With his stepmother safely disposed of, Louis Balthazar moved into the palace to celebrate his elevation to the musnud by drinking himself into a stupor. Next day he was sufficiently recovered to start making plans. Tearing a leaf out of Levassoult’s book, he dictated an announcement in Farzana’s name and sent a copy to the East India Company’s Governor General. The gist of the announcement was that, though Levassoult was responsible for the late disturbances, the writer [that is Farzana] accepted some of the blame and was therefore standing down and transferring the brigade to the care of Louis Balthazar.

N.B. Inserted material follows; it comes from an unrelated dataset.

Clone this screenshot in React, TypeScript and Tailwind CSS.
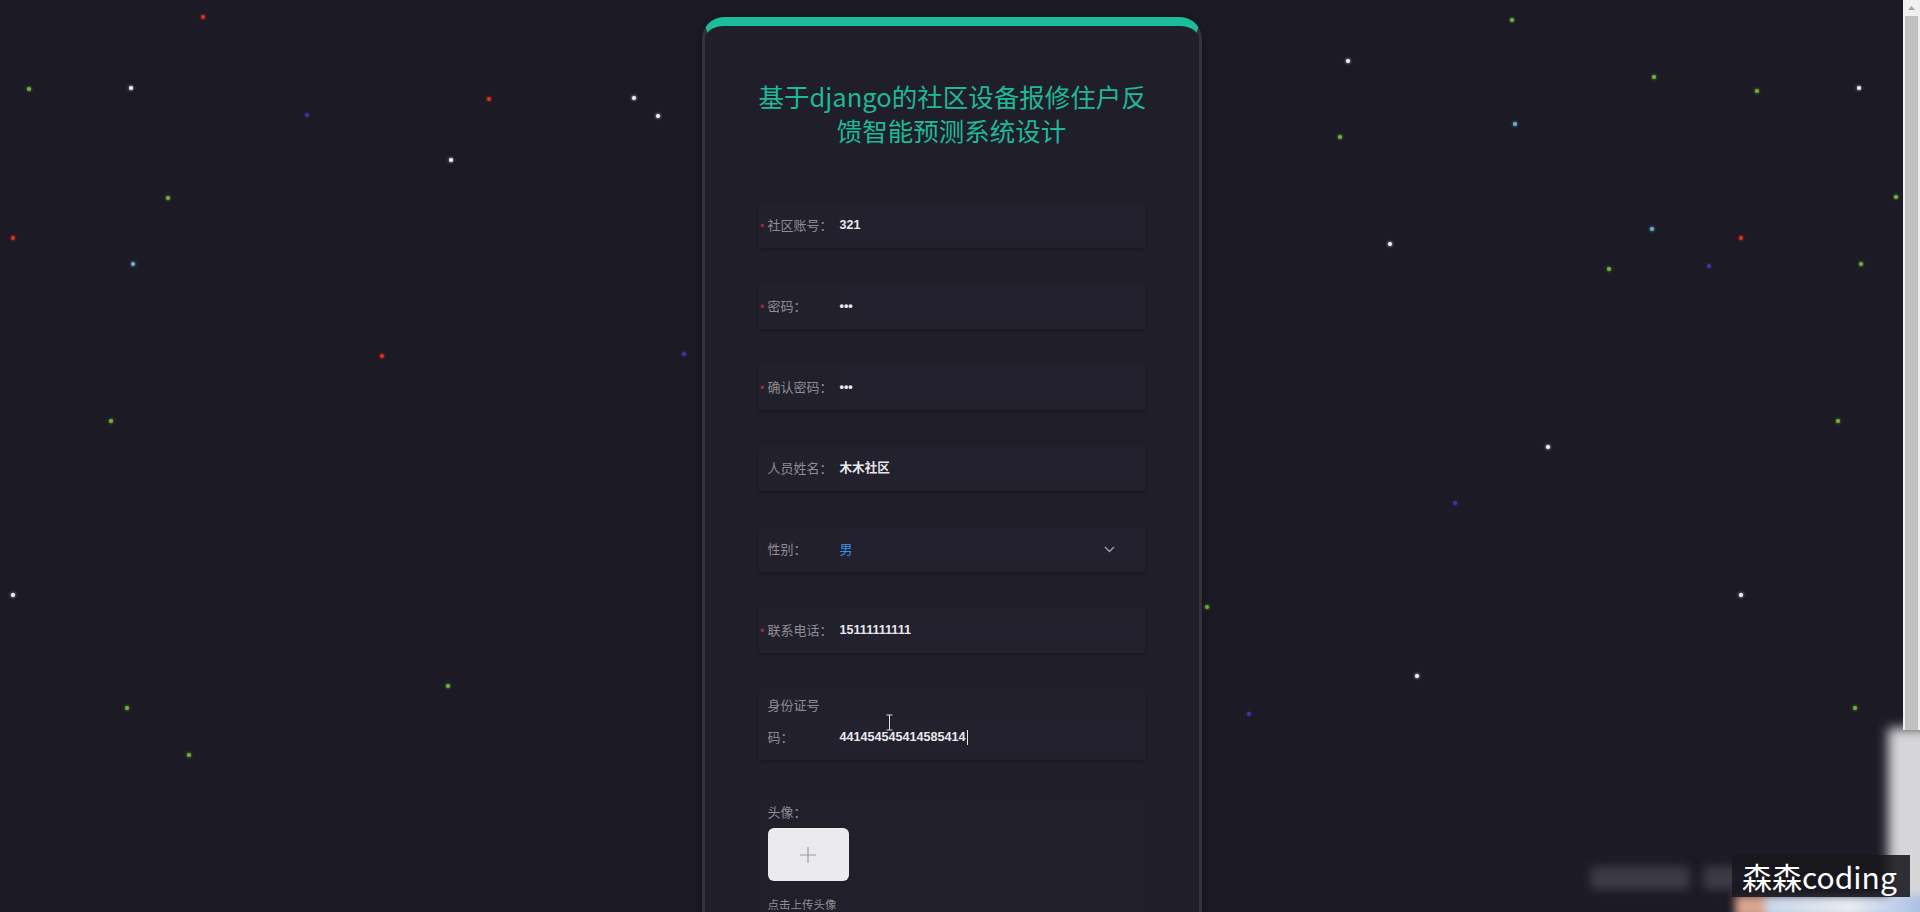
import React from "react";

type Star = { x: number; y: number; c: string };

const stars: Star[] = [
  { x: 203, y: 17, c: "#e0301e" },
  { x: 29, y: 89, c: "#6fb33e" },
  { x: 131, y: 88, c: "#f0f0f0" },
  { x: 307, y: 115, c: "#3c36a8" },
  { x: 489, y: 99, c: "#e0301e" },
  { x: 634, y: 98, c: "#f0f0f0" },
  { x: 658, y: 116, c: "#f0f0f0" },
  { x: 451, y: 160, c: "#f0f0f0" },
  { x: 168, y: 198, c: "#6fb33e" },
  { x: 13, y: 238, c: "#e0301e" },
  { x: 133, y: 264, c: "#6aaed6" },
  { x: 382, y: 356, c: "#e0301e" },
  { x: 684, y: 354, c: "#3c36a8" },
  { x: 111, y: 421, c: "#6fb33e" },
  { x: 13, y: 595, c: "#f0f0f0" },
  { x: 127, y: 708, c: "#6fb33e" },
  { x: 448, y: 686, c: "#6fb33e" },
  { x: 189, y: 755, c: "#6fb33e" },
  { x: 1512, y: 20, c: "#6fb33e" },
  { x: 1348, y: 61, c: "#f0f0f0" },
  { x: 1654, y: 77, c: "#6fb33e" },
  { x: 1757, y: 91, c: "#6fb33e" },
  { x: 1859, y: 88, c: "#f0f0f0" },
  { x: 1515, y: 124, c: "#6aaed6" },
  { x: 1340, y: 137, c: "#6fb33e" },
  { x: 1896, y: 197, c: "#6fb33e" },
  { x: 1390, y: 244, c: "#f0f0f0" },
  { x: 1652, y: 229, c: "#6aaed6" },
  { x: 1741, y: 238, c: "#e0301e" },
  { x: 1609, y: 269, c: "#6fb33e" },
  { x: 1709, y: 266, c: "#3c36a8" },
  { x: 1861, y: 264, c: "#6fb33e" },
  { x: 1838, y: 421, c: "#6fb33e" },
  { x: 1548, y: 447, c: "#f0f0f0" },
  { x: 1455, y: 503, c: "#3c36a8" },
  { x: 1207, y: 607, c: "#6fb33e" },
  { x: 1741, y: 595, c: "#f0f0f0" },
  { x: 1417, y: 676, c: "#f0f0f0" },
  { x: 1249, y: 714, c: "#3c36a8" },
  { x: 1855, y: 708, c: "#6fb33e" },
];

const CJK = "font-['Noto_Sans_CJK_SC','Noto_Sans',sans-serif]";
const VAL = "font-['Liberation_Sans','Noto_Sans_CJK_SC',sans-serif]";

function Label({ req, children }: { req?: boolean; children: React.ReactNode }) {
  return (
    <div className={`relative w-[81px] shrink-0 pl-[9px] text-[13px] leading-[32px] text-[#8e8d98] ${CJK}`}>
      {req && (
        <span className="absolute left-[1px] top-[2px] text-[11px] text-[#d9342b]">*</span>
      )}
      {children}
    </div>
  );
}

function Row({
  req,
  label,
  children,
}: {
  req?: boolean;
  label: React.ReactNode;
  children: React.ReactNode;
}) {
  return (
    <div className="flex h-[46px] items-center bg-[#21202b] py-[7px] shadow-[0_2px_3px_rgba(0,0,0,0.18)]">
      <Label req={req}>{label}</Label>
      <div className="flex h-[32px] flex-1 items-center bg-[#22212d] pr-[30px]">{children}</div>
    </div>
  );
}

function Value({ children }: { children: React.ReactNode }) {
  return (
    <span className={`text-[12.6px] font-semibold text-[#e8e8ec] ${VAL}`}>{children}</span>
  );
}

export default function App() {
  return (
    <div className="relative flex h-[912px] w-full overflow-hidden bg-[#1c1a24]">
      {/* stars */}
      {stars.map((s, i) => (
        <span
          key={i}
          className="absolute h-[4px] w-[4px] rounded-full"
          style={{
            left: s.x - 2,
            top: s.y - 2,
            backgroundColor: s.c,
            boxShadow: `0 0 3px ${s.c}`,
          }}
        />
      ))}

      <main className="relative flex flex-1 justify-center pt-[17px]">
        <div className="h-[960px] w-[500px] shrink-0 rounded-[22px] border-x-[3px] border-t-[9px] border-x-[#32313c] border-t-[#1dbd9c] bg-[#1f1e29] pl-[54px] pr-[54px] pt-[53px] shadow-[0_0_12px_rgba(0,0,0,0.35)]">
          <h1
            className={`whitespace-nowrap text-center text-[25.5px] font-normal leading-[34px] text-[#1db998] ${CJK}`}
          >
            <span className="block">基于django的社区设备报修住户反</span>
            <span className="block">馈智能预测系统设计</span>
          </h1>

          <div className="mt-[55px] flex flex-col gap-[35px]">
            <Row req label="社区账号：">
              <Value>321</Value>
            </Row>
            <Row req label="密码：">
              <Value>•••</Value>
            </Row>
            <Row req label="确认密码：">
              <Value>•••</Value>
            </Row>
            <Row label="人员姓名：">
              <Value>木木社区</Value>
            </Row>
            <Row label="性别：">
              <span className={`text-[13px] text-[#3d8fe8] ${CJK}`}>男</span>
              <svg
                className="ml-auto"
                width="11"
                height="7"
                viewBox="0 0 11 7"
                fill="none"
              >
                <path d="M1 1l4.5 4.5L10 1" stroke="#a3a2ad" strokeWidth="1.3" />
              </svg>
            </Row>
            <Row req label="联系电话：">
              <Value>15111111111</Value>
            </Row>

            <div className="relative flex items-end bg-[#21202b] pb-[7px] pt-[1px] shadow-[0_2px_3px_rgba(0,0,0,0.18)]">
              <Label>
                身份证号
                <br />
                码：
              </Label>
              <div className="flex h-[32px] flex-1 items-center bg-[#22212d]">
                <Value>441454545414585414</Value>
                <span className="ml-[1px] h-[15px] w-[1px] bg-[#e8e8ec]" />
              </div>
              {/* I-beam mouse cursor */}
              <svg
                className="absolute left-[126px] top-[26px]"
                width="9"
                height="17"
                viewBox="0 0 9 17"
                fill="none"
              >
                <path
                  d="M1.5 1h6M4.5 1v15M1.5 16h6"
                  stroke="#1a1a1a"
                  strokeWidth="2.2"
                />
                <path d="M1.5 1h6M4.5 1v15M1.5 16h6" stroke="#e6e6e6" strokeWidth="1" />
              </svg>
            </div>

            <div className="mt-[5px] flex flex-col bg-[#201f2a] pl-[9px]">
              <div className={`text-[13px] leading-[24px] text-[#8e8d98] ${CJK}`}>头像：</div>
              <div className="mt-[4px] flex h-[53px] w-[81px] items-center justify-center rounded-[6px] bg-[#ebebed]">
                <svg width="18" height="18" viewBox="0 0 18 18" fill="none">
                  <path d="M9 1v16M1 9h16" stroke="#9c9ca3" strokeWidth="1.2" />
                </svg>
              </div>
              <div className={`mt-[11px] text-[11.5px] leading-[24px] text-[#8e8d98] ${CJK}`}>
                点击上传头像
              </div>
            </div>
          </div>
        </div>
      </main>

      {/* fake scrollbar */}
      <div className="relative z-10 flex h-[730px] w-[17px] shrink-0 flex-col bg-[#f0f0f0]">
        <div className="flex h-[16px] items-center justify-center">
          <svg width="7" height="4" viewBox="0 0 7 4">
            <path d="M0 4L3.5 0L7 4z" fill="#a3a3a3" />
          </svg>
        </div>
        <div className="mx-[2px] flex-1 bg-[#c1c1c1]" />
      </div>

      {/* blurred video overlay, bottom right */}
      <div className="absolute left-[1888px] top-[728px] h-[200px] w-[50px] bg-[#d6d6d8] blur-[6px]" />
      <div className="absolute left-[1590px] top-[866px] h-[24px] w-[100px] rounded-[6px] bg-[#3b3a45] blur-[5px]" />
      <div className="absolute left-[1703px] top-[866px] h-[24px] w-[40px] rounded-[6px] bg-[#3b3a45] blur-[5px]" />
      <div className="absolute left-[1735px] top-[895px] flex h-[24px] w-[200px] blur-[4px]">
        <div className="w-[30px] bg-[#d9a48e]" />
        <div className="flex-1 bg-gradient-to-r from-[#c9d7ea] via-[#e8ecf2] to-[#9fb6e2]" />
      </div>

      {/* watermark */}
      <div className="absolute left-[1732px] top-[855px] flex h-[42px] w-[178px] items-center bg-[rgba(24,23,30,0.88)] pl-[10px]">
        <span className={`whitespace-nowrap text-[30px] leading-none text-white ${CJK}`}>森森coding</span>
      </div>
    </div>
  );
}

M Levassoult, to whose management I had entrusted all my concerns from a mistaken judgement, was about to involve my affairs in ruin and disorder [ran the letter].… I was in consequence obliged to send for my beloved son Zafaryab Khan and of my free will and accord I entrusted to him the whole management of my affairs, for there is nothing in the world more precious than a son. Hereafter have the goodness to address to him any applications you may have to make to this quarter.25
The document might have been taken at its face value had Louis Balthazar been able to resist the temptation of embellishing it with a paean to the good character of the signatory’s ‘beloved son’. This gave the game away. Sir John Shore, having just read Palmer’s description of Louis Balthazar as ‘a man of weak understanding and worthless character’, was now being asked to believe that he was ‘accomplished, of an acute understanding, and prospective [i.e., with good prospects] beyond compare’. To reconcile the two appraisals, he sent a copy of the latest to Palmer, whose comments were both succinct and astute: ‘I am convinced that the Begum either had no knowledge of it or was compelled to affix her seal.’26 Palmer then added that, while he still had ‘no pretensions to interfere between the Begum and her son’, he felt that it would be improper for the Company to ‘give any countenance’ to Louis Balthazar.